Thoughts on Apple's 'differential privacy'
I just read this article https://www.wired.com/2016/06/apples-differential-privacy-collecting-data/ which is interesting from many respects. I find that the main argument Apple is using to prove the world that their approach to privacy is 'clean' and you should not be scared of it, is that they are using mathematical tools that guarantee anonymity (https://www.cis.upenn.edu/~aaroth/Papers/privacybook.pdf). This peaked my curiosity a little bit as this sounded to me like the old trick of citing work from PhDs, Nobel Prizes, reputable people, to gain all credibility for what is said without question.
I have to admit first that I am not an expert in machine learning, so feel free to tell me that I am wrong with the rest of this post.

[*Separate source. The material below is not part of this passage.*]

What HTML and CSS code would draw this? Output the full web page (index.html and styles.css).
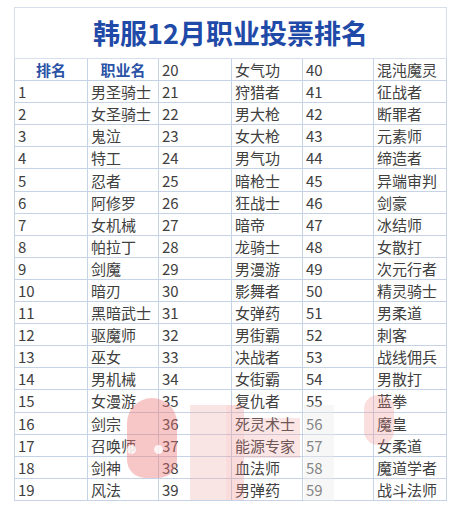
FILE: index.html
```html
<!DOCTYPE html>
<html lang="zh-CN">
<head>
<meta charset="utf-8">
<title>韩服12月职业投票排名</title>
<link rel="stylesheet" href="styles.css">
</head>
<body>
<div class="page">
<table class="rank">
<colgroup>
<col class="c1"><col class="c2"><col class="c3"><col class="c4"><col class="c5"><col class="c6">
</colgroup>
<tbody>
<tr class="title-row"><td colspan="6" class="title">韩服12月职业投票排名</td></tr>
<tr><th>排名</th><th>职业名</th><td>20</td><td>女气功</td><td>40</td><td>混沌魔灵</td></tr>
<tr><td>1</td><td>男圣骑士</td><td>21</td><td>狩猎者</td><td>41</td><td>征战者</td></tr>
<tr><td>2</td><td>女圣骑士</td><td>22</td><td>男大枪</td><td>42</td><td>断罪者</td></tr>
<tr><td>3</td><td>鬼泣</td><td>23</td><td>女大枪</td><td>43</td><td>元素师</td></tr>
<tr><td>4</td><td>特工</td><td>24</td><td>男气功</td><td>44</td><td>缔造者</td></tr>
<tr><td>5</td><td>忍者</td><td>25</td><td>暗枪士</td><td>45</td><td>异端审判</td></tr>
<tr><td>6</td><td>阿修罗</td><td>26</td><td>狂战士</td><td>46</td><td>剑豪</td></tr>
<tr><td>7</td><td>女机械</td><td>27</td><td>暗帝</td><td>47</td><td>冰结师</td></tr>
<tr><td>8</td><td>帕拉丁</td><td>28</td><td>龙骑士</td><td>48</td><td>女散打</td></tr>
<tr><td>9</td><td>剑魔</td><td>29</td><td>男漫游</td><td>49</td><td>次元行者</td></tr>
<tr><td>10</td><td>暗刃</td><td>30</td><td>影舞者</td><td>50</td><td>精灵骑士</td></tr>
<tr><td>11</td><td>黑暗武士</td><td>31</td><td>女弹药</td><td>51</td><td>男柔道</td></tr>
<tr><td>12</td><td>驱魔师</td><td>32</td><td>男街霸</td><td>52</td><td>刺客</td></tr>
<tr><td>13</td><td>巫女</td><td>33</td><td>决战者</td><td>53</td><td>战线佣兵</td></tr>
<tr><td>14</td><td>男机械</td><td>34</td><td>女街霸</td><td>54</td><td>男散打</td></tr>
<tr><td>15</td><td>女漫游</td><td>35</td><td>复仇者</td><td>55</td><td>蓝拳</td></tr>
<tr><td>16</td><td>剑宗</td><td>36</td><td>死灵术士</td><td>56</td><td>魔皇</td></tr>
<tr><td>17</td><td>召唤师</td><td>37</td><td>能源专家</td><td>57</td><td>女柔道</td></tr>
<tr><td>18</td><td>剑神</td><td>38</td><td>血法师</td><td>58</td><td>魔道学者</td></tr>
<tr><td>19</td><td>风法</td><td>39</td><td>男弹药</td><td>59</td><td>战斗法师</td></tr>
</tbody>
</table>
<div class="watermark" aria-hidden="true">
  <div class="wm-blob"><span class="eye e1"></span><span class="eye e2"></span></div>
  <div class="wm-bar wm-b1"></div>
  <div class="wm-bar wm-b2"></div>
  <div class="wm-band"></div>
  <div class="wm-gray"></div>
  <div class="wm-d"></div>
</div>
</div>
</body>
</html>
```
FILE: styles.css
```css
html, body {
  margin: 0;
  padding: 0;
  background: #ffffff;
}
.page {
  position: relative;
  padding: 7px 6px 0 14px;
  width: 432px;
}
.rank {
  border-collapse: collapse;
  table-layout: fixed;
  width: 432px;
  font-family: "Noto Sans CJK SC", "Noto Sans", sans-serif;
  font-size: 15px;
  color: #404040;
}
.c1 { width: 73px; }
.c2 { width: 71px; }
.c3 { width: 73px; }
.c4 { width: 71px; }
.c5 { width: 71px; }
.c6 { width: 73px; }
.rank td, .rank th {
  border: 1px solid #c6d3e6;
  height: 21px;
  padding: 0 0 0 3px;
  line-height: 21px;
  text-align: left;
  white-space: nowrap;
  overflow: hidden;
  font-weight: normal;
}
.rank tr:nth-child(n+2) td, .rank tr:nth-child(n+2) th {
  height: 21.1px;
}
.rank th {
  text-align: center;
  padding: 0;
  font-weight: bold;
  color: #2a52a6;
}
.rank td.title {
  height: 50px;
  line-height: 50px;
  padding: 0;
  text-align: center;
  font-size: 27px;
  font-weight: bold;
  color: #1f4aa8;
  border-color: #d6dfeb;
}
.watermark {
  position: absolute;
  left: 0;
  top: 0;
  width: 452px;
  height: 515px;
  pointer-events: none;
}
.wm-blob {
  position: absolute;
  left: 127px;
  top: 398px;
  width: 50px;
  height: 80px;
  background: rgba(236, 120, 120, 0.42);
  border-radius: 30px 30px 22px 22px;
}
.eye {
  position: absolute;
  width: 9px;
  height: 9px;
  border-radius: 50%;
  background: rgba(255, 255, 255, 0.8);
  top: 47px;
}
.e1 { left: 0px; }
.e2 { left: 27px; }
.wm-bar {
  position: absolute;
  background: rgba(240, 170, 170, 0.3);
}
.wm-b1 {
  left: 190px;
  top: 405px;
  width: 36px;
  height: 95px;
}
.wm-b2 {
  left: 226px;
  top: 405px;
  width: 18px;
  height: 95px;
  background: rgba(240, 140, 140, 0.3);
}
.wm-band {
  position: absolute;
  left: 244px;
  top: 418px;
  width: 56px;
  height: 40px;
  background: rgba(240, 150, 150, 0.25);
}
.wm-gray {
  position: absolute;
  left: 304px;
  top: 405px;
  width: 30px;
  height: 105px;
  background: rgba(235, 235, 235, 0.4);
}
.wm-d {
  position: absolute;
  left: 364px;
  top: 395px;
  width: 30px;
  height: 50px;
  border-radius: 14px;
  background: rgba(240, 140, 140, 0.28);
}
```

So, they pump data, anonymize it and then run algorithms that look for patterns; typical unsupervised process. But as they say, they want to derive the best experience to you and me from this. So this means that they are also doing supervised learning. And most likely, refine their algorithms until they arrive at some level of precision they want to ... to improve the behavior of their services. I am also sure that they take into consideration a lot of attributes so that they can provide me the best contextual and personal experience. Finally, if they iterate a lot - which I believe they do -, they will naturally start to isolate groups of people with similar attributes. Now, what kind of attributes are we talking about? Certainly digital data (such as navigations, search terms, mail, chat sessions, apps, etc.) and also physical data (location, voice, phone number prefixes, payments, etc.). Whereas I kinda believe intuitively that digital data can be truly anonymised, I have serious doubts on physical data. Therefore, I am tempted to conclude that at first glance their approach is truly anonymised but after several iterations as they segregate data based on physical information which are less anonymous by nature, they will naturally get sets of identifiable data.
How does this matter? Well, I can be apocalyptically pessimistic or simply grumpy with some annoying side effects such as ads. But it's easy to imagine that they can for example infer that on a regular basis I am delivered food from a specific grocery store. And if this information comes in the hands of a malicious person, you can imagine all sorts of bad stories.
To conclude, I cannot believe Federighi's "while keeping the data of individual users completely private. Apple has been doing some super-important work in this area to enable differential privacy to be deployed at scale.” Sure, they are doing very interesting work and improving their services, but data is not completely private.